You do see lots of new buildings going up. A lot of that is drug profits being laundered through real estate, and there were elections. And so, you know, if you blur your eyes, you can look around in the cities and say, "Well, this looks like a capitalist democracy taking form." But if you drive out of town, you see that the economy is based on growing poppies to produce heroin and opium, and that there is no democracy or free speech and that there is a state of criminality and war unfortunately throughout much of the countryside.
BILL MOYERS: What is the endgame to the American NATO in Afghanistan?
CHRISTIAN PARENTI: The optimistic state department types and who pass through for one year have a version of the endgame that I think is highly unrealistic which is the originally story we were all told. That Afghanistan turns into a functioning capitalist democracy with a developed economy. More realistically people talk quietly about negotiating with the Taliban and letting the Taliban into the government. And then a sort of third version of things is a return to the collapse and open civil war that marked life in Afghanistan during the 1990s.
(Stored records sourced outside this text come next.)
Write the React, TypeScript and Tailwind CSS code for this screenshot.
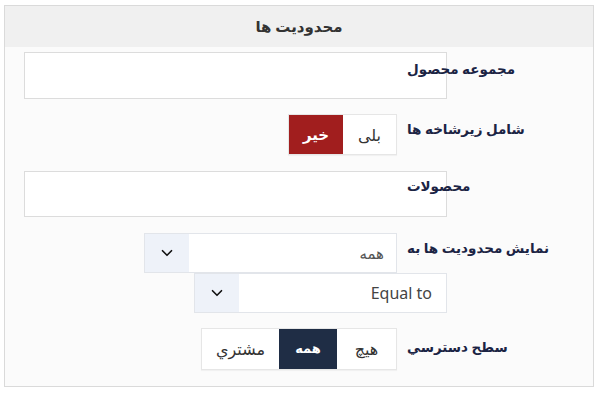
import { ChevronDown } from 'lucide-react';

const font = { fontFamily: '"Noto Sans", "DejaVu Sans", sans-serif' };

function Label({ text, className = '' }: { text: string; className?: string }) {
    return (
        <div dir="rtl" className={`relative text-[13.5px] font-bold leading-5 text-[#1b2444] whitespace-nowrap ${className}`}>
            {text}
        </div>
    );
}

export default function App() {
    return (
        <div className="w-[600px] h-[396px] bg-white pt-[5px] pl-[4px]" style={font}>
            <div className="w-[590px] h-[382px] border border-[#dadada] bg-[#fbfbfb]">
                {/* Header */}
                <div className="h-[41px] bg-[#f0f0f0] flex items-center justify-center">
                    <span dir="rtl" className="text-[15px] font-bold text-[#333]">محدودیت ها</span>
                </div>

                {/* Product collection */}
                <div className="flex items-start mt-[5px]">
                    <div className="w-[442px] pl-[19px]">
                        <div className="h-[47px] border border-[#dcdcdc] bg-white" />
                    </div>
                    <Label text="مجموعه محصول" className="ml-[-40px] pt-[7px]" />
                </div>

                {/* Include subcategories */}
                <div className="flex items-start mt-[15px]">
                    <div className="w-[392px] flex justify-end">
                        <div className="flex h-[41px] border border-[#e6e6e6] shadow-[0_1px_1px_rgba(0,0,0,0.04)]">
                            <div className="w-[54px] bg-[#a11e1e] flex items-center justify-center text-white text-[15px] font-bold" dir="rtl">خیر</div>
                            <div className="w-[53px] bg-white flex items-center justify-center text-[#333] text-[16px]" dir="rtl">بلی</div>
                        </div>
                    </div>
                    <Label text="شامل زیرشاخه ها" className="ml-[10px] pt-[5px]" />
                </div>

                {/* Products */}
                <div className="flex items-start mt-[16px]">
                    <div className="w-[442px] pl-[19px]">
                        <div className="h-[46px] border border-[#dcdcdc] bg-white" />
                    </div>
                    <Label text="محصولات" className="ml-[-40px] pt-[5px]" />
                </div>

                {/* Show restrictions to */}
                <div className="flex items-start mt-[16px]">
                    <div className="w-[392px] flex justify-end">
                        <div className="flex w-[253px] h-[40px] border border-[#e2e5ea] bg-white">
                            <div className="w-[44px] bg-[#eef2f9] flex items-center justify-center text-[#111]">
                                <ChevronDown size={18} strokeWidth={2.2} />
                            </div>
                            <div dir="rtl" className="flex-1 flex items-center pr-[12px] text-[15px] text-[#555]">همه</div>
                        </div>
                    </div>
                    <Label text="نمایش محدودیت ها به" className="ml-[10px] pt-[5px]" />
                </div>

                {/* Operator */}
                <div className="flex">
                    <div className="w-[442px] flex justify-end">
                        <div className="flex w-[253px] h-[40px] border border-[#e2e5ea] bg-white">
                            <div className="w-[44px] bg-[#eef2f9] flex items-center justify-center text-[#111]">
                                <ChevronDown size={18} strokeWidth={2.2} />
                            </div>
                            <div className="flex-1 flex items-center justify-end pr-[14px] text-[16px] text-[#444]">Equal to</div>
                        </div>
                    </div>
                </div>

                {/* Access level */}
                <div className="flex items-start mt-[15px]">
                    <div className="w-[392px] flex justify-end">
                        <div className="flex h-[42px] border border-[#e6e6e6] shadow-[0_1px_1px_rgba(0,0,0,0.04)]">
                            <div dir="rtl" className="w-[77px] bg-white flex items-center justify-center text-[#333] text-[16px]">مشتري</div>
                            <div dir="rtl" className="w-[58px] bg-[#1f2d45] flex items-center justify-center text-white text-[13px] font-bold">همه</div>
                            <div dir="rtl" className="w-[59px] bg-white flex items-center justify-center text-[#333] text-[16px]">هیچ</div>
                        </div>
                    </div>
                    <Label text="سطح دسترسي" className="ml-[10px] pt-[9px]" />
                </div>
            </div>
        </div>
    );
}
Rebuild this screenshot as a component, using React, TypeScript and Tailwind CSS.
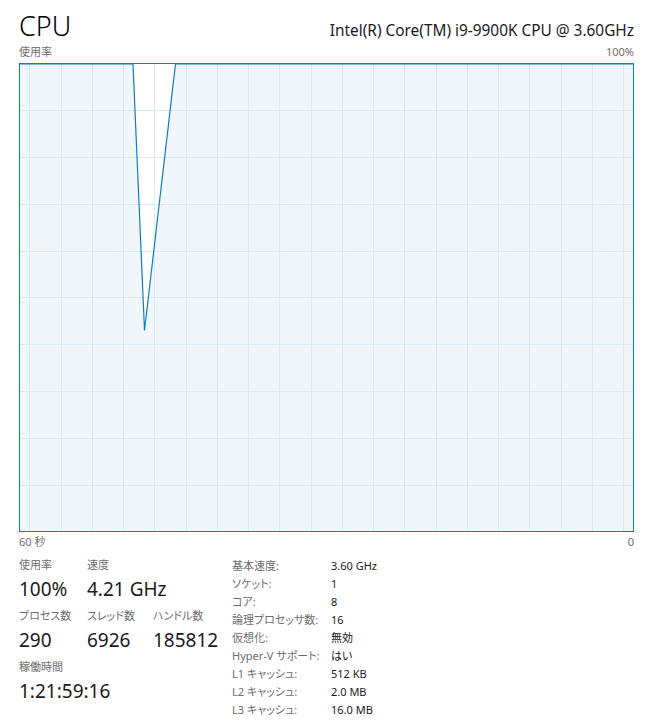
import React from "react";

const vx = Array.from({ length: 20 }, (_, k) => Math.round(9.3 + k * 31.26) + 0.5);
const hy = [46, 93, 140, 187, 233, 280, 327, 374, 421].map((v) => v + 0.5);

function Chart() {
  return (
    <div className="w-[615px] h-[469px] border border-[#117dbb] bg-white">
      <svg width="613" height="467" viewBox="0 0 613 467" className="block">
        <rect x="0" y="0" width="613" height="467" fill="#f1f6fa" />
        <polygon points="113,0 124.5,266.5 155.5,0" fill="#ffffff" />
        {vx.map((x) => (
          <line key={"v" + x} x1={x} y1={0} x2={x} y2={467} stroke="#d9eaf4" strokeWidth={1} />
        ))}
        {hy.map((y) => (
          <line key={"h" + y} x1={0} y1={y} x2={613} y2={y} stroke="#d9eaf4" strokeWidth={1} />
        ))}
        <polyline
          points="0,0 113,0 124.5,266.5 155.5,0 613,0"
          fill="none"
          stroke="#117dbb"
          strokeWidth={1.2}
        />
      </svg>
    </div>
  );
}

function Stat({ label, value, className = "" }: { label: string; value: string; className?: string }) {
  return (
    <div className={"flex flex-col " + className}>
      <div className="h-[16px] text-[11px] leading-[16px] text-[#6d6d6d] whitespace-nowrap">{label}</div>
      <div className="mt-[4px] h-[24px] text-[19px] leading-[24px] text-[#1a1a1a] whitespace-nowrap">{value}</div>
    </div>
  );
}

const specs: [string, string][] = [
  ["基本速度:", "3.60 GHz"],
  ["ソケット:", "1"],
  ["コア:", "8"],
  ["論理プロセッサ数:", "16"],
  ["仮想化:", "無効"],
  ["Hyper-V サポート:", "はい"],
  ["L1 キャッシュ:", "512 KB"],
  ["L2 キャッシュ:", "2.0 MB"],
  ["L3 キャッシュ:", "16.0 MB"],
];

export default function App() {
  return (
    <div className="w-[651px] h-[725px] bg-white pl-[19px] pr-[17px] font-['Noto_Sans','Noto_Sans_CJK_JP',sans-serif] [font-feature-settings:'palt'] overflow-hidden">
      <div className="pt-[12px] h-[44px] flex items-baseline justify-between">
        <div className="text-[27px] leading-[27px] font-light text-black">CPU</div>
        <div className="text-[15.4px] leading-[20px] text-[#1a1a1a]">Intel(R) Core(TM) i9-9900K CPU @ 3.60GHz</div>
      </div>
      <div className="h-[16px] flex justify-between text-[11px] leading-[16px] text-[#6d6d6d]">
        <span>使用率</span>
        <span>100%</span>
      </div>
      <div className="mt-[3px]">
        <Chart />
      </div>
      <div className="mt-[2px] h-[16px] flex justify-between text-[11px] leading-[16px] text-[#6d6d6d]">
        <span>60 秒</span>
        <span>0</span>
      </div>
      <div className="mt-[7px] flex items-start">
        <div className="w-[213px] grid grid-cols-[68px_66px_79px] gap-y-[7px]">
          <Stat label="使用率" value="100%" />
          <Stat label="速度" value="4.21 GHz" className="col-span-2" />
          <Stat label="プロセス数" value="290" />
          <Stat label="スレッド数" value="6926" />
          <Stat label="ハンドル数" value="185812" />
          <Stat label="稼働時間" value="1:21:59:16" className="col-span-3" />
        </div>
        <div className="flex flex-col">
          {specs.map(([k, v]) => (
            <div key={k} className="h-[18px] flex text-[11px] leading-[18px] whitespace-nowrap">
              <div className="w-[99px] text-[#6d6d6d]">{k}</div>
              <div className="text-[#1a1a1a]">{v}</div>
            </div>
          ))}
        </div>
      </div>
    </div>
  );
}
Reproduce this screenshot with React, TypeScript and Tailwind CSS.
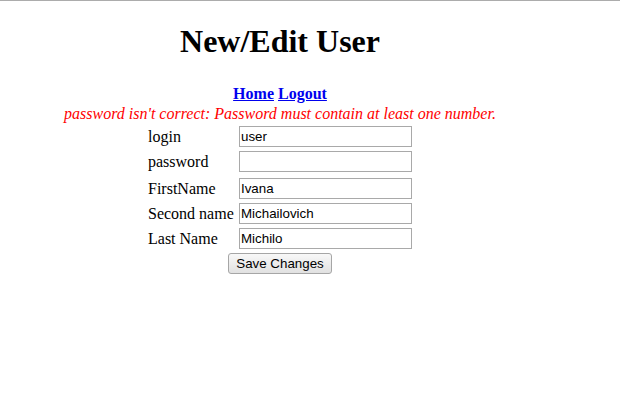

BILL MOYERS: So this would lead to Afghanistan once again becoming a rogue state from which terrorists are free to operate.
CHRISTIAN PARENTI: Yeah, and the south of it sort of already is. It already is essentially a failed narco-state which harbors terrorists. But within this failed narco-state there are — there's an archipelago of cities, Herat, Kabul, Mazar-i-sharif where law and order functions and where foreigners can operate in relative safety despite, you know, the bi-weekly suicide bombings, but essentially it already is, yes, a failed state, a failed narco-state that's a operating ground for terrorists.
BILL MOYERS: Christian Parenti, thank you.
Because the drug trade in Afghanistan is so pervasive, Congress stepped in this week — with the House passing a bill to cut off American money to local governments with ties to the opium market. The White House said that's unrealistic.